In such a dynamic environment, uncertainty will naturally abound, she says, and HR can confront that by strategically considering AI’s impact from all angles. For instance, she’s working to answer these questions:
1. Is technology moving faster than our people can?
The gap between tech acceleration and human assimilation is widening, Buckingham says. HR needs to ensure people have enough time to learn, find support and gain clarity about how their roles are changing and what work will look like in the future.
2. Is AI integration becoming a fear-based initiative?
Buckingham worries that employees are only agreeing to adopt AI out of fear that, if they don’t, their jobs

will be eliminated. “That would be awful,” she says. To counter that, HR can shift the conversation to how AI can function as a true partner to employees.
3. Are employees suffering change fatigue?
From bots to new platforms and updated HRS systems, employees—particularly those leading the transformation charge in the HR function—are going to start to feel the effects of change that isn’t managed strategically.
4. What are the unintended culture shifts brought on by AI?
As AI rewrites workflows, are employees going to lose power and connection to one another? And will culture, inadvertently, become weaker? “Are you not talking to the person next to you because you don’t need to anymore? These are cultural things that we have to worry about,” she says.
5. Is speed overtaking strategy?
HR is under pressure to advance AI integration. Yes, the function needs to move with speed, Buckingham says, but it needs to do so wisely and strategically, with people remaining at the center. “We need to make sure that we have efficiency and empathy,” she says.
6. Are we creating AI haves and have-nots?
Buckingham asks: Is AI strategy being applied uniformly, or are some departments becoming AI-fluent at the expense of others?
7. Are leaders struggling and afraid to admit it?
Business leaders have big teams, greater expectations and lots of pressure—meaning they may not feel like they have enough time to become fluent in AI. “We’re expecting flawless execution and endless resilience” from leaders, she says, but HR has to make sure they have the time and space and are supported by the right learning culture to make it happen.
Confront AI fear with a strong foundation
Darrell Ford, executive vice president and CHRO of UPS and one of this year’s Fellows of the National Academy of Human Resources, shares many of Buckingham’s concerns about HR’s unfolding work to navigate AI. In particular, says Ford, HR Executive’s 2024 HR Honor Roll inductee, the pace of change is going to be a challenge.
HR needs to move with measured steps in such a context, especially to ensure their AI strategy isn’t “tech-dominant.”
“Tech is part of the solution,” he says, “but this is more about [figuring out] how work gets done—the people processes, design thinking, values-driven engineering. That’s most important, and then tech can be part of the solution.”

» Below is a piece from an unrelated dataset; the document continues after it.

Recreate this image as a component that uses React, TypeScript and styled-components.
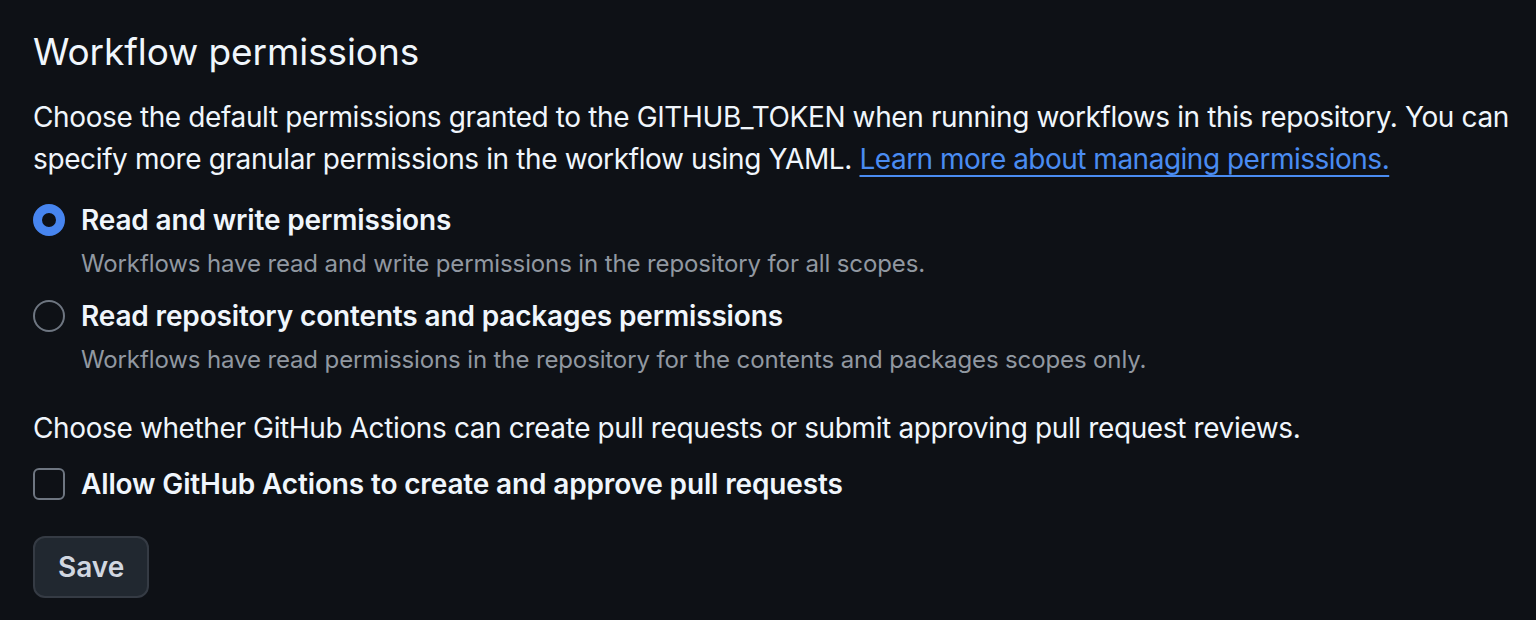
import styled, { createGlobalStyle } from "styled-components";

const GlobalStyle = createGlobalStyle`
  html, body {
    margin: 0;
    padding: 0;
    background: #0e1116;
  }
  body {
    font-family: Inter, "Noto Sans", "Liberation Sans", sans-serif;
    color: #f0f6fc;
  }
`;

interface Option {
  id: string;
  label: string;
  description: string;
}

const options: Option[] = [
  {
    id: "write",
    label: "Read and write permissions",
    description:
      "Workflows have read and write permissions in the repository for all scopes.",
  },
  {
    id: "read",
    label: "Read repository contents and packages permissions",
    description:
      "Workflows have read permissions in the repository for the contents and packages scopes only.",
  },
];

export default function App() {
  const selected = "write";

  return (
    <>
      <GlobalStyle />
      <Page>
        <Title>Workflow permissions</Title>
        <Lead>
          Choose the default permissions granted to the GITHUB_TOKEN when
          running workflows in this repository. You can specify more granular
          permissions in the workflow using YAML.{" "}
          <Link href="#">Learn more about managing permissions.</Link>
        </Lead>

        <Options>
          {options.map((opt) => (
            <OptionRow key={opt.id}>
              <Radio checked={opt.id === selected} />
              <OptionText>
                <OptionLabel>{opt.label}</OptionLabel>
                <OptionNote>{opt.description}</OptionNote>
              </OptionText>
            </OptionRow>
          ))}
        </Options>

        <Lead>
          Choose whether GitHub Actions can create pull requests or submit
          approving pull request reviews.
        </Lead>
        <CheckRow>
          <Checkbox />
          <OptionLabel>Allow GitHub Actions to create and approve pull requests</OptionLabel>
        </CheckRow>

        <SaveButton>Save</SaveButton>
      </Page>
    </>
  );
}

const Page = styled.div`
  padding: 22px 20px 0 33px;
  display: flex;
  flex-direction: column;
  align-items: flex-start;
`;

const Title = styled.h2`
  margin: 0 0 14px;
  font-size: 37px;
  font-weight: 400;
  line-height: 60px;
  letter-spacing: -0.1px;
  color: #f0f6fc;
`;

const Lead = styled.p`
  margin: 0;
  font-size: 28px;
  line-height: 42px;
  letter-spacing: -0.38px;
  color: #f0f6fc;
`;

const Link = styled.a`
  color: #4a8cf2;
  letter-spacing: -0.5px;
  text-decoration: underline;
  text-underline-offset: 6px;
  text-decoration-thickness: 2px;
`;

const Options = styled.div`
  display: flex;
  flex-direction: column;
  gap: 12px;
  margin: 20px 0 27px;
`;

const OptionRow = styled.label`
  display: flex;
  gap: 16px;
  align-items: flex-start;
`;

const Radio = styled.span<{ checked: boolean }>`
  flex: none;
  box-sizing: border-box;
  width: 32px;
  height: 32px;
  margin-top: 4px;
  border-radius: 50%;
  border: ${({ checked }) => (checked ? "9px solid #4785ef" : "2px solid #6e7681")};
  background: #0e1116;
`;

const OptionText = styled.div`
  display: flex;
  flex-direction: column;
`;

const OptionLabel = styled.span`
  font-size: 28px;
  line-height: 40px;
  font-weight: 600;
  letter-spacing: -0.15px;
  color: #f0f6fc;
`;

const OptionNote = styled.span`
  margin-top: 4px;
  font-size: 24px;
  line-height: 40px;
  letter-spacing: -0.12px;
  color: #9198a1;
`;

const CheckRow = styled.label`
  display: flex;
  gap: 16px;
  align-items: center;
  margin-top: 15px;
`;

const Checkbox = styled.span`
  flex: none;
  box-sizing: border-box;
  width: 32px;
  height: 32px;
  border-radius: 6px;
  border: 2px solid #6e7681;
  background: #0e1116;
`;

const SaveButton = styled.button`
  margin-top: 32px;
  box-sizing: border-box;
  height: 62px;
  padding: 0 23px;
  border-radius: 12px;
  border: 2px solid #353b44;
  background: #212830;
  color: #d1d7e0;
  font-family: inherit;
  font-size: 28px;
  font-weight: 600;
  cursor: pointer;
`;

To redesign work, Ford says HR needs to lead with the business problem first—steeped in values and people-centricity—which will help bring them to the “tech answer” much more naturally.
While HR has to keep this forward focus, it’s critical that leaders remain realistic about the challenges AI could bring to their workforces today. AI is going to create job losses. The tools are taking on tasks more easily, quickly and at a lower price tag, so, “certain roles or work will be displaced. That is coming,” he says.

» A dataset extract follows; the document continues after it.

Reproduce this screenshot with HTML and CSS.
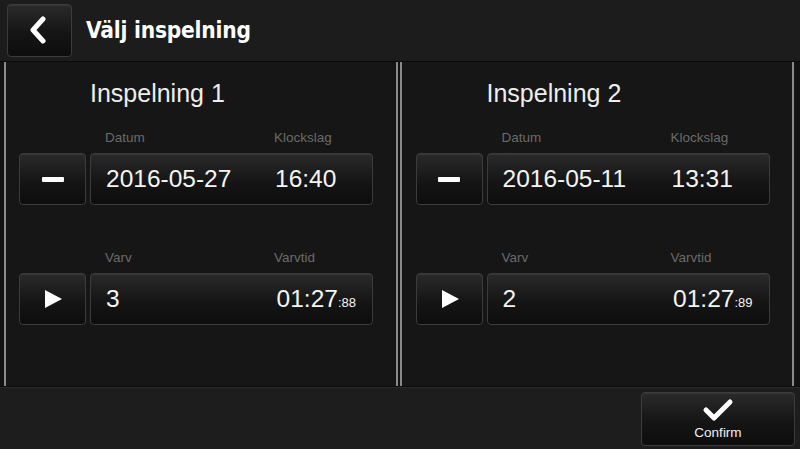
FILE: index.html
```html
<!DOCTYPE html>
<html>
<head>
    <meta charset="UTF-8">
    <title>Välj inspelning</title>
    <link rel="stylesheet" href="styles.css">
</head>
<body>
	<div class="screen">
		<div class="header">
			<div class="btn back">
				<svg width="20" height="28" viewBox="0 0 20 28"><path d="M15 3 L5 14 L15 25" fill="none" stroke="#fff" stroke-width="5" stroke-linecap="round" stroke-linejoin="round"/></svg>
			</div>
			<div class="title">Välj inspelning</div>
		</div>
		<div class="main">
			<div class="panel">
				<div class="panel-title">Inspelning 1</div>
				<div class="labels"><span class="col1">Datum</span><span class="col2">Klockslag</span></div>
				<div class="row">
					<div class="btn side"><span class="minus"></span></div>
					<div class="btn value"><span class="col1">2016-05-27</span><span class="col2">16:40</span></div>
				</div>
				<div class="labels second"><span class="col1">Varv</span><span class="col2">Varvtid</span></div>
				<div class="row">
					<div class="btn side"><span class="play"></span></div>
					<div class="btn value"><span class="col1">3</span><span class="col2 time">01:27<small>:88</small></span></div>
				</div>
			</div>
			<div class="panel">
				<div class="panel-title">Inspelning 2</div>
				<div class="labels"><span class="col1">Datum</span><span class="col2">Klockslag</span></div>
				<div class="row">
					<div class="btn side"><span class="minus"></span></div>
					<div class="btn value"><span class="col1">2016-05-11</span><span class="col2">13:31</span></div>
				</div>
				<div class="labels second"><span class="col1">Varv</span><span class="col2">Varvtid</span></div>
				<div class="row">
					<div class="btn side"><span class="play"></span></div>
					<div class="btn value"><span class="col1">2</span><span class="col2 time">01:27<small>:89</small></span></div>
				</div>
			</div>
		</div>
		<div class="footer">
			<div class="btn confirm">
				<svg width="32" height="24" viewBox="0 0 32 24"><path d="M4 12 L12 20 L28 4" fill="none" stroke="#fff" stroke-width="5" stroke-linecap="round" stroke-linejoin="round"/></svg>
				<span>Confirm</span>
			</div>
		</div>
	</div>
</body>
</html>
```

FILE: styles.css
```css
*{
	padding: 0;
	margin: 0;
	box-sizing: border-box;
}
body{
	background: #000;
	font-family: "Liberation Sans", Arial, sans-serif;
	color: #f2f2f2;
}
.screen{
	width: 800px;
	height: 449px;
	display: flex;
	flex-direction: column;
	background: #171717;
}
.btn{
	border: 1px solid #3c3c3c;
	border-radius: 4px;
	background: linear-gradient(#2a2a2a, #151515 55%, #0d0d0d);
	box-shadow: inset 0 1px 0 rgba(255,255,255,0.06);
}
.header{
	height: 62px;
	background: #1c1c1c;
	border-bottom: 1px solid #0a0a0a;
	box-shadow: 0 1px 0 #2a2a2a;
	display: flex;
	align-items: center;
	padding-left: 7px;
}
.back{
	width: 65px;
	height: 53px;
	display: flex;
	align-items: center;
	justify-content: center;
	margin-top: -1px;
}
.back svg{
	margin-left: -3px;
}
.title{
	margin-left: 14px;
	font-family: "DejaVu Sans Condensed", "DejaVu Sans", sans-serif;
	font-stretch: condensed;
	font-weight: bold;
	font-size: 22.5px;
	letter-spacing: -0.2px;
	color: #fff;
	margin-top: -2px;
}
.main{
	flex: 1;
	display: flex;
	gap: 2px;
	padding: 0 6px 0 4px;
	background: #121212;
}
.panel{
	flex: 1;
	background: #161616;
	border-left: 2px solid #8a8a8a;
	border-right: 2px solid #8a8a8a;
	padding: 16px 0 0 13px;
}
.panel + .panel{
	padding-left: 14px;
}
.panel-title{
	margin-left: 71px;
	font-size: 25px;
	line-height: 30px;
	color: #eee;
}
.labels{
	display: flex;
	margin: 21px 0 0 71px;
	font-size: 13.5px;
	line-height: 17px;
	color: #6a6a6a;
}
.labels.second{
	margin-top: 44px;
}
.col1{
	width: 169px;
	padding-left: 15px;
	display: block;
}
.labels .col1{
	width: 184px;
}
.row{
	display: flex;
	gap: 4px;
	margin-top: 7px;
}
.side{
	width: 67px;
	height: 52px;
	display: flex;
	align-items: center;
	justify-content: center;
}
.minus{
	width: 22px;
	height: 5px;
	background: #fff;
	border-radius: 1px;
}
.play{
	width: 0;
	height: 0;
	border-top: 9px solid transparent;
	border-bottom: 9px solid transparent;
	border-left: 17px solid #fff;
	margin-left: 2px;
}
.value{
	width: 283px;
	height: 52px;
	display: flex;
	align-items: center;
	font-size: 24.5px;
	color: #f4f4f4;
}
.value .col1{
	width: 184px;
}
.time{
	flex: 1;
	text-align: right;
	padding-right: 16px;
}
.time small{
	font-size: 13px;
}
.footer{
	height: 63px;
	background: #1d1d1d;
	border-top: 1px solid #0b0b0b;
	box-shadow: inset 0 1px 0 #2b2b2b;
	display: flex;
	justify-content: flex-end;
	align-items: center;
	padding-right: 5px;
}
.confirm{
	width: 154px;
	height: 54px;
	display: flex;
	flex-direction: column;
	align-items: center;
	padding-top: 5px;
	margin-top: 1px;
}
.confirm span{
	font-size: 13.5px;
	margin-top: 3px;
	color: #f0f0f0;
}
```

That displacement will likely hit hardest those workers who are “stitching together jobs and roles to make a living,” he says. And it comes at a time when the proper social safety nets to support them are at risk.
“Let’s be direct about it: The price of healthcare is going up or [coverage] is going away,” Ford says. “It’s those folks who work hard, who bust their tails, who may be on the fringe, who will be most impacted. And our social safety networks may not be there like they used to be. I worry about that.”
‘Excited’ for the challenge
Despite the uncertainty AI is stirring for HR and across organizations, it’s also creating significant opportunities for the function, making 2026 a daunting, yet exciting time for HR, Buckingham and Ford agree.
“We’re partners in every dynamic change,” Buckingham says. “That makes me really excited; I love seeing a lot of my peers taking on AI transformation.”
HR is the natural choice to lead the change that this transformation will require, Ford adds.
“We’re at a point where technology is part of the answer, but humans have to be at the center of everything we do,” he says. “HR is uniquely positioned to be at the center to help guide and navigate the course going forward, whether that be organizational culture, skills, or process capability. These are all HR domains that we have license to lead.”
Now, he says, the question is: Are we ready for the moment?
“I’m excited,” he says, “because I believe that we are.”